Определив, согласно сущности современного строя жизни, мораль этого строя названием индустриальной, меркантильной, а «по-нашему», «попросту», купонной, Летурно говорит: «Мы еще далеко не отделались от нравственной низменности, дикости, грубости и варварства наших предков. Правда, в современных европейски-организованных обществах нет уже ни рабства, ни крепостного состояния, в том специальном смысле, какой имели эти слова в прошлом, но, несмотря на это, имеем ли мы основание оглашать воздух гимном освобождения? Разве беззаконие, бесправие и угнетение личности действительно стали достоянием прошлого? Вовсе нет! Они только приняли иную форму, стали замаскированными. Законность, справедливость, равенство существуют только на словах, в отвлеченных гуманитарных формулах, на практике же их не оказывается ни в сердцах, ни в действиях… Правосудие наше еще насквозь пропитано духом возмездия и мщения, живо напоминающим нам поросшую мохом древность. В нашем языке еще продолжают пользоваться полным правом гражданства такие, например, архаические выражения: «правосудие удовлетворено», «воздаяние преступнику по заслугам» и т. д. Очевидно, правосудие еще играет у нас роль разгневанного существа, имеющего в виду не только защиту общества, но также и социальное отмщение. Моногамия господствует повсюду, что, однакоже, нимало не мешает нам смотреть на проституцию как на самое обыкновенное, самое естественное явление. Детоубийство сурово наказывается законом, но тем не менее втайне, под покровом лицемерия (а мы прибавим – и необходимости, неизбежной в этом строе общества), оно практикуется на очень широкую ногу. Убийство считается тяжким преступлением, а между тем теперешние цивилизованные народы то и дело предаются «бранной потехе», устраивают грандиознейшие массовые бойни, заливают землю широкими потоками дорогой человеческой крови. Вопиющие социальные неравенства всякого рода на каждом шагу бьют в глаза в наших обществах. Благодаря господству индустриализма и меркантилизма получается та возмутительная социальная нелепость, что не продукт существует для человека, а человек для продукта»…

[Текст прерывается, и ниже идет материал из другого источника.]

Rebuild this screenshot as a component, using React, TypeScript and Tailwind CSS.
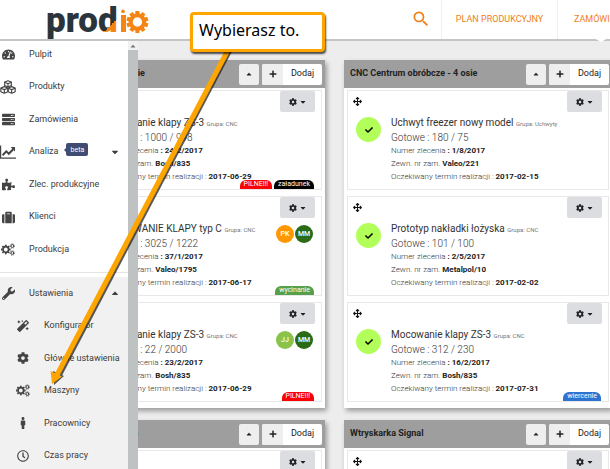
import type { ReactNode } from "react";
import {
  FaArrowsAlt,
  FaCaretDown,
  FaCaretUp,
  FaCheck,
  FaCog,
  FaMagic,
  FaMale,
  FaPlus,
  FaPuzzlePiece,
  FaRegClock,
  FaServer,
  FaSuitcase,
  FaTachometerAlt,
  FaWrench,
} from "react-icons/fa";
import { MdSearch } from "react-icons/md";

type Badge = { text: string; className: string };

type Order = {
  name: string;
  group: string;
  done: string;
  orderNo: string;
  externalNo: string;
  dueDate: string;
  people?: Badge[];
  tags?: Badge[];
};

type Machine = { name: string; orders: Order[] };

const URGENT: Badge = { text: "PILNE!!!", className: "bg-[#fb0007]" };
const MM: Badge = { text: "MM", className: "bg-[#2b6b16]" };

const nextOrder: Order = {
  name: "Mocowanie klapy ZS-3",
  group: "CNC",
  done: "0 / 500",
  orderNo: "25/2/2017",
  externalNo: "Bosh/835",
  dueDate: "2017-08-31",
};

const machines: Machine[] = [
  {
    name: "CNC Centrum 3 osie",
    orders: [
      {
        name: "Mocowanie klapy ZS-3",
        group: "CNC",
        done: "1000 / 998",
        orderNo: "24/2/2017",
        externalNo: "Bosh/835",
        dueDate: "2017-06-29",
        tags: [URGENT, { text: "załadunek", className: "bg-black" }],
      },
      {
        name: "MOCOWANIE KLAPY typ C",
        group: "CNC",
        done: "3025 / 1222",
        orderNo: "37/1/2017",
        externalNo: "Valeo/1795",
        dueDate: "2017-06-17",
        people: [{ text: "PK", className: "bg-[#ff9800]" }, MM],
        tags: [{ text: "wycinanie", className: "bg-[#57a04a]" }],
      },
      {
        name: "Mocowanie klapy ZS-3",
        group: "CNC",
        done: "22 / 2000",
        orderNo: "23/2/2017",
        externalNo: "Bosh/835",
        dueDate: "2017-06-29",
        people: [{ text: "JJ", className: "bg-[#8bc34a]" }, MM],
        tags: [URGENT],
      },
    ],
  },
  {
    name: "CNC Centrum obróbcze - 4 osie",
    orders: [
      {
        name: "Uchwyt freezer nowy model",
        group: "Uchwyty",
        done: "180 / 75",
        orderNo: "1/8/2017",
        externalNo: "Valeo/221",
        dueDate: "2017-02-15",
      },
      {
        name: "Prototyp nakładki łożyska",
        group: "CNC",
        done: "101 / 100",
        orderNo: "2/5/2017",
        externalNo: "Metalpol/10",
        dueDate: "2017-02-02",
      },
      {
        name: "Mocowanie klapy ZS-3",
        group: "CNC",
        done: "312 / 230",
        orderNo: "16/2/2017",
        externalNo: "Bosh/835",
        dueDate: "2017-07-31",
        tags: [{ text: "wiercenie", className: "bg-[#2f73d2]" }],
      },
    ],
  },
  { name: "Wtryskarka Engels", orders: [nextOrder] },
  { name: "Wtryskarka Signal", orders: [nextOrder] },
];

function ChartIcon() {
  return (
    <svg viewBox="0 0 16 14" className="w-4 h-3.5" fill="none" stroke="currentColor">
      <path d="M0.6 0.5V13.2H16" strokeWidth="1.2" />
      <path d="M2.6 10.2L6.3 6.4L8.8 8.8L13.2 4.2" strokeWidth="2" />
      <path d="M10.6 2H15V6.4Z" fill="currentColor" stroke="none" />
    </svg>
  );
}

function CubesIcon() {
  return (
    <svg
      viewBox="0 0 18 16"
      className="w-4 h-3.5 overflow-visible"
      fill="none"
      stroke="currentColor"
      strokeWidth="1.3"
      strokeLinejoin="round"
    >
      <path d="M9 0.8L12.8 2.4V6.4L9 8L5.2 6.4V2.4Z" />
      <path d="M5.2 2.6L9 4.2L12.8 2.6M9 4.2V8" />
      <path d="M4.8 7.6L8.8 9.2V13.4L4.8 15.2L0.8 13.4V9.2Z" />
      <path d="M0.8 9.4L4.8 11L8.8 9.4M4.8 11V15.2" />
      <path d="M13.2 7.6L17.2 9.2V13.4L13.2 15.2L9.2 13.4V9.2Z" />
      <path d="M9.2 9.4L13.2 11L17.2 9.4M13.2 11V15.2" />
    </svg>
  );
}

function CogsIcon() {
  const teeth = [0, 45, 90, 135, 180, 225, 270, 315];

  return (
    <svg viewBox="0 0 14 13" className="w-3.5 h-[13px] overflow-visible" fill="none" stroke="currentColor">
      <circle cx="4.8" cy="6.5" r="2.8" strokeWidth="1.7" />
      {teeth.map((angle) => (
        <path
          key={angle}
          d="M4.8 3.2V1.7"
          strokeWidth="1.8"
          transform={`rotate(${angle} 4.8 6.5)`}
        />
      ))}
      <circle cx="11.3" cy="3" r="1.4" strokeWidth="1" />
      <circle cx="11.3" cy="3" r="2.2" strokeWidth="0.9" strokeDasharray="0.9 0.83" />
      <circle cx="11.3" cy="10" r="1.4" strokeWidth="1" />
      <circle cx="11.3" cy="10" r="2.2" strokeWidth="0.9" strokeDasharray="0.9 0.83" />
    </svg>
  );
}

function Logo() {
  const teeth = [0, 36, 72, 108, 144, 180, 216, 252, 288, 324];

  return (
    <svg viewBox="0 0 104 36" className="w-[104px] h-9 overflow-visible" role="img" aria-label="prodio">
      <defs>
        <linearGradient id="ink" gradientUnits="userSpaceOnUse" x1="33" y1="33" x2="53" y2="53">
          <stop offset="0.5" stopColor="#2c343b" />
          <stop offset="0.5" stopColor="#f58413" />
        </linearGradient>
      </defs>
      <text
        x="0"
        y="28"
        fill="url(#ink)"
        className="font-['Roboto'] font-black text-[35px]"
      >
        prod
      </text>
      <rect x="75" y="11" width="5" height="17" fill="#f58413" />
      <circle cx="77" cy="7.4" r="1.8" fill="#f58413" />
      <g fill="#f58413">
        {teeth.map((angle) => (
          <rect
            key={angle}
            x="89.4"
            y="7"
            width="4"
            height="4.5"
            transform={`rotate(${angle} 91.4 18)`}
          />
        ))}
      </g>
      <circle cx="91.4" cy="18" r="6.7" fill="none" stroke="#f58413" strokeWidth="4" />
    </svg>
  );
}

function Header() {
  return (
    <header className="relative z-10 flex h-[41px] items-stretch border-b-2 border-[#c4c4c4] bg-white">
      <a href="#" className="ml-[46px] mt-1 shrink-0">
        <Logo />
      </a>
      <div className="w-[251px] shrink-0" />
      <button type="button" aria-label="Szukaj" className="w-10 shrink-0 grid place-items-center pb-0.5">
        <MdSearch className="size-5 text-[#ef7f17]" />
      </button>
      <nav className="flex shrink-0 text-[9px] text-[#ef7f17]">
        <a href="#" className="w-[117px] grid place-items-center border-x border-[#f0f0f0]">
          PLAN PRODUKCYJNY
        </a>
        <a href="#" className="relative flex items-center pl-4 pr-2">
          ZAMÓWIENIA
          <span className="absolute left-9 -bottom-[3px] border-x-[7px] border-t-[4px] border-x-transparent border-t-white" />
        </a>
      </nav>
    </header>
  );
}

type NavItemProps = {
  icon: ReactNode;
  label: string;
  nested?: boolean;
  children?: ReactNode;
};

function NavItem({ icon, label, nested, children }: NavItemProps) {
  return (
    <a href="#" className="flex items-center text-[9px] text-[#3c3c3c]">
      <span
        className={
          nested
            ? "ml-4 w-3.5 shrink-0 grid place-items-center text-[12px] text-[#444]"
            : "w-4 shrink-0 grid place-items-center text-[13px] text-[#444]"
        }
      >
        {icon}
      </span>
      <span className={nested ? "ml-3.5 whitespace-nowrap" : "ml-[13px] whitespace-nowrap"}>
        {label}
      </span>
      {children}
    </a>
  );
}

function Sidebar() {
  return (
    <aside className="flex w-[138px] shrink-0 overflow-hidden bg-white">
      <nav className="-mt-[3px] w-32">
        <div className="grid auto-rows-fr h-57">
          <NavItem icon={<FaTachometerAlt />} label="Pulpit" />
          <NavItem icon={<CubesIcon />} label="Produkty" />
          <NavItem icon={<FaServer />} label="Zamówienia" />
          <NavItem icon={<ChartIcon />} label="Analiza">
            <span className="relative ml-2 mb-1 flex h-[13px] items-center rounded-xs bg-[#414d70] px-1 text-[7px] text-white">
              <span className="absolute -left-0.5 border-y-2 border-r-2 border-y-transparent border-r-[#414d70]" />
              beta
            </span>
            <FaCaretDown className="ml-auto mr-2 size-2.5" />
          </NavItem>
          <NavItem icon={<FaPuzzlePiece />} label="Zlec. produkcyjne" />
          <NavItem icon={<FaSuitcase />} label="Klienci" />
          <NavItem icon={<CogsIcon />} label="Produkcja" />
        </div>
        <div className="mt-1.5 border-t border-[#e4e4e4] pt-1">
          <div className="grid auto-rows-fr h-[195px] bg-[#f1f1f1]">
            <NavItem icon={<FaWrench />} label="Ustawienia">
              <FaCaretUp className="ml-auto mr-2 size-2.5" />
            </NavItem>
            <NavItem nested icon={<FaMagic />} label="Konfigurator" />
            <NavItem nested icon={<FaCog />} label="Główne ustawienia" />
            <NavItem nested icon={<CogsIcon />} label="Maszyny" />
            <NavItem nested icon={<FaMale />} label="Pracownicy" />
            <NavItem nested icon={<FaRegClock />} label="Czas pracy" />
          </div>
        </div>
      </nav>
      <div className="w-[10px] bg-[#bfc2c2]">
        <div className="grid h-[9px] place-items-center bg-[#f1f1f1] text-[#777]">
          <FaCaretUp className="size-2" />
        </div>
      </div>
    </aside>
  );
}

function OrderCard({ order, ready }: { order: Order; ready: boolean }) {
  const { people = [], tags = [] } = order;

  return (
    <article className="relative h-[100px] border border-[#e8e8e8] bg-white">
      <div className="flex h-[21px] items-center justify-between pl-[5px] pr-1.5">
        <button type="button" aria-label="Przenieś">
          <FaArrowsAlt className="size-[9px] text-[#111]" />
        </button>
        <button
          type="button"
          aria-label="Opcje"
          className="flex h-[21px] w-[35px] items-center justify-center gap-0.5 rounded-xs bg-[#dcdde1] text-[#222]"
        >
          <FaCog className="size-2" />
          <FaCaretDown className="size-2" />
        </button>
      </div>
      <div className="mt-[3px] flex pl-2 pr-2">
        <div className="mt-0.5 w-[35px] shrink-0">
          {ready && (
            <div className="grid size-[25px] place-items-center rounded-full bg-[#b2ff59]">
              <FaCheck className="size-2 text-black" />
            </div>
          )}
        </div>
        <div className="flex-1 whitespace-nowrap text-[8px] leading-[13px] font-light text-[#333]">
          <h3 className="text-[10px] leading-4 font-normal text-[#333]">
            {order.name} <small className="text-[6px] text-[#777]">Grupa: {order.group}</small>
          </h3>
          <p className="text-[10px] leading-3">Gotowe : {order.done}</p>
          <p>
            Numer zlecenia <b className="font-bold text-[#222]">: {order.orderNo}</b>
          </p>
          <p>
            Zewn. nr zam. <b className="font-bold text-[#222]">{order.externalNo}</b>
          </p>
          <p>
            Oczekiwany termin realizacji : <b className="font-bold text-[#222]">{order.dueDate}</b>
          </p>
        </div>
      </div>
      <div className="absolute right-2 top-7 flex gap-px">
        {people.map((person) => (
          <span
            key={person.text}
            className={`grid size-[18px] place-items-center rounded-full text-[7px] font-medium text-white ${person.className}`}
          >
            {person.text}
          </span>
        ))}
      </div>
      <div className="absolute right-[7px] bottom-0 flex gap-0.5">
        {tags.map((tag) => (
          <span
            key={tag.text}
            className={`h-[9px] rounded-t-md px-1 text-[7px] leading-[9px] text-white ${tag.className}`}
          >
            {tag.text}
          </span>
        ))}
      </div>
    </article>
  );
}

function MachineColumn({ machine, ready }: { machine: Machine; ready: boolean }) {
  return (
    <section className="bg-white shadow-[2px_3px_5px_rgba(0,0,0,0.35)]">
      <header className="flex h-7 items-center gap-[3px] bg-[#9e9e9e] pl-1.5 pr-[3px] text-[9px] text-[#222]">
        <h2 className="flex-1 whitespace-nowrap font-bold">{machine.name}</h2>
        <button
          type="button"
          aria-label="Zwiń"
          className="grid h-[21px] w-5 place-items-center rounded-xs bg-[#eee]"
        >
          <FaCaretUp className="size-2" />
        </button>
        <button type="button" className="flex h-[21px] overflow-hidden rounded-xs bg-white">
          <span className="grid h-full w-[21px] place-items-center bg-[#eee]">
            <FaPlus className="size-2" />
          </span>
          <span className="grid h-full w-[39px] place-items-center">Dodaj</span>
        </button>
      </header>
      <div className="flex flex-col gap-1.5 px-[3px] pt-0.5 pb-1.5">
        {machine.orders.map((order) => (
          <OrderCard key={order.orderNo} order={order} ready={ready} />
        ))}
      </div>
    </section>
  );
}

function Callout() {
  return (
    <div className="pointer-events-none absolute inset-0 z-20">
      <svg className="absolute left-0 top-0" width="260" height="400" viewBox="0 0 260 400">
        <g transform="translate(2 1)" opacity="0.75" fill="#222" stroke="#222">
          <path d="M229 48L58 374" strokeWidth="4" fill="none" />
          <path d="M52 384L51 370L62 375Z" stroke="none" />
        </g>
        <path d="M229 48L57 375" stroke="#ffa500" strokeWidth="5" />
        <path d="M52 384L50.5 371L62 376.5Z" fill="#ffa500" />
      </svg>
      <p className="absolute left-[190px] top-3 flex h-10 w-[135px] items-center rounded-sm border-3 border-[#ffa500] bg-white pl-1.5 pb-1 font-['Noto_Sans',sans-serif] text-[16px] text-black shadow-[1px_2px_2px_rgba(0,0,0,0.7)]">
        Wybierasz to.
      </p>
    </div>
  );
}

export default function App() {
  return (
    <div className="relative flex h-screen flex-col overflow-hidden bg-[#ededed] font-['Roboto',sans-serif]">
      <Header />
      <div className="flex min-h-0 flex-1">
        <Sidebar />
        <main className="min-w-0 flex-1 overflow-hidden">
          <div className="-ml-[81px] -mr-0.5 grid grid-cols-2 gap-x-[19px] gap-y-3 pt-[19px]">
            {machines.map((machine, idx) => (
              <MachineColumn key={machine.name} machine={machine} ready={idx % 2 === 1} />
            ))}
          </div>
        </main>
      </div>
      <Callout />
    </div>
  );
}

Я позволю себе на одну минуту прервать эту цитату и напомнить читателям разговор мой с раскольником[11], случайно встреченным мной во время поездки по Волге в прошлом (1887) году[12]. Ни я, ни раскольник и в глаза, как говорится, не видали произведения Летурно, а между тем здравый, светлый ум моего простонародного собеседника почти буквально теми же словами, как и Летурно, определил строй современной культурной жизни и значение в этом строе капитала.
– Железо-то, – говорил он, – оживает от прикосновения капитала. Железу от него хорошо! До прихода капитала оно лежит мертвое под землей, а пришел он – и ожило и заиграло по свету! А вот человек-то, который жил на свете своим домом и сам себе был слуга и хозяин, с появлением капитала начинает превращаться из хозяина в работника, из существа мыслящего – в существо механически действующее, в рабочие руки…
Надобно знать и ценить внутреннюю красоту трудового строя жизни, чтобы простым светлым умом понять всю «некрасоту» строя жизни купонного, меркантильного. Одно знакомство и близость раскольника к народной, «хозяйской» жизни крестьянина дали ему возможность с точностью указать все те изъяны меркантильных порядков, которые отметил ученый человек на основании долгого изучения своего предмета.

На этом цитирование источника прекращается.